Data records →

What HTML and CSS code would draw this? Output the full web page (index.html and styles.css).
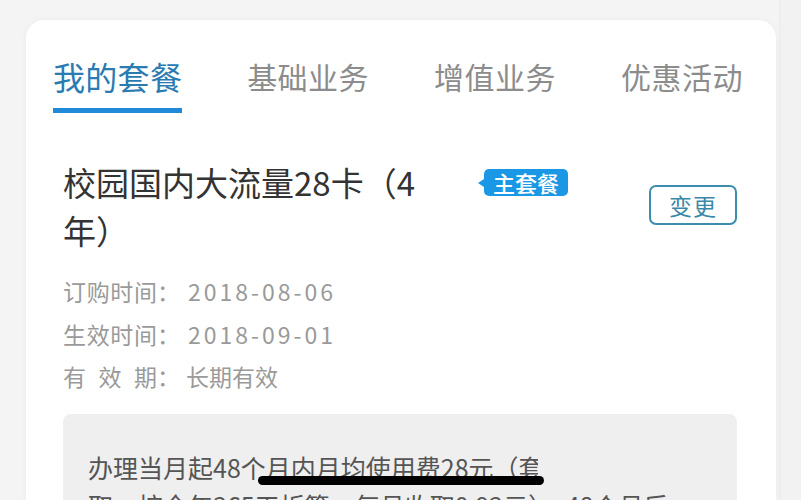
FILE: index.html
```html
<!DOCTYPE html>
<html lang="zh-CN">
<head>
<meta charset="utf-8">
<link rel="stylesheet" href="styles.css">
</head>
<body>
<div class="page">
  <div class="card">
    <nav class="tabs">
      <div class="tab active">我的套餐<span class="bar"></span></div>
      <div class="tab">基础业务</div>
      <div class="tab">增值业务</div>
      <div class="tab">优惠活动</div>
    </nav>
    <div class="plan-head">
      <div class="plan-title">校园国内大流量28卡（4年）</div>
      <span class="badge">主套餐</span>
      <button class="change-btn">变更</button>
    </div>
    <div class="info">
      <div class="info-row"><span class="label">订购时间</span>：<span class="num">2018-08-06</span></div>
      <div class="info-row"><span class="label">生效时间</span>：<span class="num">2018-09-01</span></div>
      <div class="info-row"><span class="label">有 效 期</span>：<span class="val">长期有效</span></div>
    </div>
    <div class="desc">
      <div class="desc-line first">办理当月起48个月内月均使用费28元（套</div>
      <div class="desc-line">取，按全年365天折算，每月收取0.92元），48个月后</div>
    </div>
  </div>
  <div class="home-bar"></div>
</div>
</body>
</html>
```
FILE: styles.css
```css
html, body {
  margin: 0;
  padding: 0;
  background: #f3f3f3;
  overflow: hidden;
}
body {
  font-family: "Noto Sans CJK SC", "Noto Sans", sans-serif;
  width: 801px;
  height: 500px;
}
.page {
  position: relative;
  width: 801px;
  height: 500px;
  padding: 20px 0 0 26px;
  box-sizing: border-box;
  background: linear-gradient(to right, #f4f4f4 0, #f4f4f4 779px, #ececec 779px, #f2f2f2 782px);
}
.card {
  width: 750px;
  height: 480px;
  background: #fff;
  border-radius: 18px 18px 0 0;
  box-shadow: 0 0 6px rgba(0,0,0,0.04);
  padding: 33px 39px 0 27px;
  box-sizing: border-box;
  overflow: hidden;
}
.tabs {
  display: flex;
  justify-content: space-between;
  align-items: flex-start;
  margin-right: -6px;
}
.tab {
  flex-shrink: 0;
  white-space: nowrap;
  font-size: 30px;
  line-height: 46px;
  color: #8c8c8c;
  letter-spacing: 0.5px;
}
.tab.active {
  font-size: 32px;
  color: #2a7bb2;
  display: flex;
  flex-direction: column;
  letter-spacing: 0.3px;
}
.tab .bar {
  display: block;
  height: 5px;
  background: #1e8ad8;
  margin-top: 9px;
}
.plan-head {
  display: flex;
  align-items: center;
  margin-top: 45px;
  padding-left: 10px;
}
.plan-title {
  width: 380px;
  flex-shrink: 0;
  font-size: 33px;
  line-height: 48px;
  color: #333;
}
.badge {
  position: relative;
  align-self: flex-start;
  margin-top: 11px;
  margin-left: 41px;
  background: #1a98e6;
  color: #fff;
  font-size: 22px;
  line-height: 27px;
  height: 27px;
  padding: 0 9px;
  border-radius: 5px;
  font-weight: 500;
}
.badge::before {
  content: "";
  position: absolute;
  left: -6px;
  top: 10px;
  border-style: solid;
  border-width: 4px 6px 4px 0;
  border-color: transparent #1a98e6 transparent transparent;
}
.change-btn {
  margin-left: auto;
  margin-top: -3px;
  width: 88px;
  height: 40px;
  border: 2px solid #3f8dae;
  border-radius: 7px;
  background: #fff;
  color: #3a88a8;
  font-family: inherit;
  font-size: 23px;
  line-height: 36px;
  padding: 0;
  letter-spacing: 1px;
}
.info {
  margin-top: 16px;
  padding-left: 10px;
}
.info-row {
  font-size: 23px;
  line-height: 42.5px;
  color: #9a9a9a;
  white-space: nowrap;
}
.info-row .label {
  display: inline-block;
  width: 94px;
  text-align: justify;
  text-align-last: justify;
}
.info-row .num {
  letter-spacing: 3px;
  margin-left: 8px;
}
.info-row .val {
  margin-left: 6px;
}
.desc {
  margin: 16px 0 0 10px;
  background: #efefef;
  border-radius: 8px 8px 0 0;
  padding: 34px 25px 0;
  height: 100px;
}
.desc-line {
  font-size: 25px;
  line-height: 38px;
  color: #555;
  white-space: nowrap;
  overflow: hidden;
}
.desc-line.first {
  width: 450px;
}
.home-bar {
  position: absolute;
  left: 258px;
  top: 476px;
  width: 286px;
  height: 9px;
  border-radius: 5px;
  background: #000;
}
```
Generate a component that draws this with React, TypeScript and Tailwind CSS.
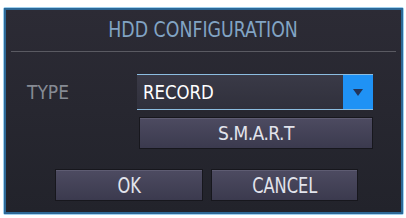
import React from 'react';

const font = "[font-family:'DejaVu_Sans_Condensed','DejaVu_Sans','Liberation_Sans',sans-serif]";

const Button: React.FC<{ label: string; className?: string; textClass?: string }> = ({ label, className = '', textClass = '' }) => (
  <div
    className={`flex items-center justify-center bg-gradient-to-b from-[#4d4b61] to-[#3b3a4e] border border-[#17171d] shadow-[inset_0_1px_0_#5e5c72] text-[#e2e4ec] ${className}`}
  >
    <span className={`inline-block ${textClass}`}>{label}</span>
  </div>
);

const App: React.FC = () => {
  return (
    <div className={`w-[406px] h-[218px] bg-white pt-[7px] pl-[3px] ${font}`}>
      <div className="w-[401px] h-[208px] border border-[#9fd0ee] rounded-[2px]">
        <div className="w-full h-full border-2 border-[#2c6896] bg-gradient-to-b from-[#2c2b35] to-[#22232b] flex flex-col">
          {/* Title */}
          <div className="h-[42px] mx-[5px] flex items-center justify-center border-b border-[#5a5a62] text-[#82a4c4] text-[21px] font-light">
            <span className="inline-block scale-x-[0.92]">HDD CONFIGURATION</span>
          </div>

          {/* Type row */}
          <div className="flex items-center mt-[22px] pl-[21px]">
            <span className="w-[110px] text-[#868b94] text-[19px]">TYPE</span>
            <div className="w-[236px] h-[36px] flex border-y border-[#8cbde0] bg-gradient-to-b from-[#3a3a47] to-[#30303c]">
              <span className="flex-1 flex items-center pl-[6px] text-white text-[20px]">
                <span className="inline-block origin-left scale-x-[0.92]">RECORD</span>
              </span>
              <div className="w-[30px] bg-[#1f92f5] flex items-center justify-center">
                <svg width="10" height="7" viewBox="0 0 10 7">
                  <path d="M0 0 L10 0 L5 7 Z" fill="#23345a" />
                </svg>
              </div>
            </div>
          </div>

          {/* S.M.A.R.T */}
          <div className="flex pl-[133px] mt-[7px]">
            <Button label="S.M.A.R.T" className="w-[234px] h-[32px] text-[19px] tracking-[-0.5px]" />
          </div>

          {/* OK / Cancel */}
          <div className="flex gap-[8px] pl-[49px] mt-[20px]">
            <Button label="OK" className="w-[148px] h-[32px] text-[22px]" textClass="scale-x-[0.82]" />
            <Button label="CANCEL" className="w-[147px] h-[32px] text-[22px]" textClass="scale-x-[0.82]" />
          </div>
        </div>
      </div>
    </div>
  );
};

export default App;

What to do →
Omitting all images, print the listing exactly.

Full output →
What HTML and CSS code would draw this? Output the full web page (index.html and styles.css).
FILE: index.html
```html
<!DOCTYPE html>
<html lang="zh-CN">
<head>
<meta charset="utf-8">
<link rel="stylesheet" href="styles.css">
</head>
<body>
<div class="page">
  <div class="card">
    <nav class="tabs">
      <div class="tab active">我的套餐<span class="bar"></span></div>
      <div class="tab">基础业务</div>
      <div class="tab">增值业务</div>
      <div class="tab">优惠活动</div>
    </nav>
    <div class="plan-head">
      <div class="plan-title">校园国内大流量28卡（4年）</div>
      <span class="badge">主套餐</span>
      <button class="change-btn">变更</button>
    </div>
    <div class="info">
      <div class="info-row"><span class="label">订购时间</span>：<span class="num">2018-08-06</span></div>
      <div class="info-row"><span class="label">生效时间</span>：<span class="num">2018-09-01</span></div>
      <div class="info-row"><span class="label">有 效 期</span>：<span class="val">长期有效</span></div>
    </div>
    <div class="desc">
      <div class="desc-line first">办理当月起48个月内月均使用费28元（套</div>
      <div class="desc-line">取，按全年365天折算，每月收取0.92元），48个月后</div>
    </div>
  </div>
  <div class="home-bar"></div>
</div>
</body>
</html>
```
FILE: styles.css
```css
html, body {
  margin: 0;
  padding: 0;
  background: #f3f3f3;
  overflow: hidden;
}
body {
  font-family: "Noto Sans CJK SC", "Noto Sans", sans-serif;
  width: 801px;
  height: 500px;
}
.page {
  position: relative;
  width: 801px;
  height: 500px;
  padding: 20px 0 0 26px;
  box-sizing: border-box;
  background: linear-gradient(to right, #f4f4f4 0, #f4f4f4 779px, #ececec 779px, #f2f2f2 782px);
}
.card {
  width: 750px;
  height: 480px;
  background: #fff;
  border-radius: 18px 18px 0 0;
  box-shadow: 0 0 6px rgba(0,0,0,0.04);
  padding: 33px 39px 0 27px;
  box-sizing: border-box;
  overflow: hidden;
}
.tabs {
  display: flex;
  justify-content: space-between;
  align-items: flex-start;
  margin-right: -6px;
}
.tab {
  flex-shrink: 0;
  white-space: nowrap;
  font-size: 30px;
  line-height: 46px;
  color: #8c8c8c;
  letter-spacing: 0.5px;
}
.tab.active {
  font-size: 32px;
  color: #2a7bb2;
  display: flex;
  flex-direction: column;
  letter-spacing: 0.3px;
}
.tab .bar {
  display: block;
  height: 5px;
  background: #1e8ad8;
  margin-top: 9px;
}
.plan-head {
  display: flex;
  align-items: center;
  margin-top: 45px;
  padding-left: 10px;
}
.plan-title {
  width: 380px;
  flex-shrink: 0;
  font-size: 33px;
  line-height: 48px;
  color: #333;
}
.badge {
  position: relative;
  align-self: flex-start;
  margin-top: 11px;
  margin-left: 41px;
  background: #1a98e6;
  color: #fff;
  font-size: 22px;
  line-height: 27px;
  height: 27px;
  padding: 0 9px;
  border-radius: 5px;
  font-weight: 500;
}
.badge::before {
  content: "";
  position: absolute;
  left: -6px;
  top: 10px;
  border-style: solid;
  border-width: 4px 6px 4px 0;
  border-color: transparent #1a98e6 transparent transparent;
}
.change-btn {
  margin-left: auto;
  margin-top: -3px;
  width: 88px;
  height: 40px;
  border: 2px solid #3f8dae;
  border-radius: 7px;
  background: #fff;
  color: #3a88a8;
  font-family: inherit;
  font-size: 23px;
  line-height: 36px;
  padding: 0;
  letter-spacing: 1px;
}
.info {
  margin-top: 16px;
  padding-left: 10px;
}
.info-row {
  font-size: 23px;
  line-height: 42.5px;
  color: #9a9a9a;
  white-space: nowrap;
}
.info-row .label {
  display: inline-block;
  width: 94px;
  text-align: justify;
  text-align-last: justify;
}
.info-row .num {
  letter-spacing: 3px;
  margin-left: 8px;
}
.info-row .val {
  margin-left: 6px;
}
.desc {
  margin: 16px 0 0 10px;
  background: #efefef;
  border-radius: 8px 8px 0 0;
  padding: 34px 25px 0;
  height: 100px;
}
.desc-line {
  font-size: 25px;
  line-height: 38px;
  color: #555;
  white-space: nowrap;
  overflow: hidden;
}
.desc-line.first {
  width: 450px;
}
.home-bar {
  position: absolute;
  left: 258px;
  top: 476px;
  width: 286px;
  height: 9px;
  border-radius: 5px;
  background: #000;
}
```
Generate a component that draws this with React, TypeScript and Tailwind CSS.
import React from 'react';

const font = "[font-family:'DejaVu_Sans_Condensed','DejaVu_Sans','Liberation_Sans',sans-serif]";

const Button: React.FC<{ label: string; className?: string; textClass?: string }> = ({ label, className = '', textClass = '' }) => (
  <div
    className={`flex items-center justify-center bg-gradient-to-b from-[#4d4b61] to-[#3b3a4e] border border-[#17171d] shadow-[inset_0_1px_0_#5e5c72] text-[#e2e4ec] ${className}`}
  >
    <span className={`inline-block ${textClass}`}>{label}</span>
  </div>
);

const App: React.FC = () => {
  return (
    <div className={`w-[406px] h-[218px] bg-white pt-[7px] pl-[3px] ${font}`}>
      <div className="w-[401px] h-[208px] border border-[#9fd0ee] rounded-[2px]">
        <div className="w-full h-full border-2 border-[#2c6896] bg-gradient-to-b from-[#2c2b35] to-[#22232b] flex flex-col">
          {/* Title */}
          <div className="h-[42px] mx-[5px] flex items-center justify-center border-b border-[#5a5a62] text-[#82a4c4] text-[21px] font-light">
            <span className="inline-block scale-x-[0.92]">HDD CONFIGURATION</span>
          </div>

          {/* Type row */}
          <div className="flex items-center mt-[22px] pl-[21px]">
            <span className="w-[110px] text-[#868b94] text-[19px]">TYPE</span>
            <div className="w-[236px] h-[36px] flex border-y border-[#8cbde0] bg-gradient-to-b from-[#3a3a47] to-[#30303c]">
              <span className="flex-1 flex items-center pl-[6px] text-white text-[20px]">
                <span className="inline-block origin-left scale-x-[0.92]">RECORD</span>
              </span>
              <div className="w-[30px] bg-[#1f92f5] flex items-center justify-center">
                <svg width="10" height="7" viewBox="0 0 10 7">
                  <path d="M0 0 L10 0 L5 7 Z" fill="#23345a" />
                </svg>
              </div>
            </div>
          </div>

          {/* S.M.A.R.T */}
          <div className="flex pl-[133px] mt-[7px]">
            <Button label="S.M.A.R.T" className="w-[234px] h-[32px] text-[19px] tracking-[-0.5px]" />
          </div>

          {/* OK / Cancel */}
          <div className="flex gap-[8px] pl-[49px] mt-[20px]">
            <Button label="OK" className="w-[148px] h-[32px] text-[22px]" textClass="scale-x-[0.82]" />
            <Button label="CANCEL" className="w-[147px] h-[32px] text-[22px]" textClass="scale-x-[0.82]" />
          </div>
        </div>
      </div>
    </div>
  );
};

export default App;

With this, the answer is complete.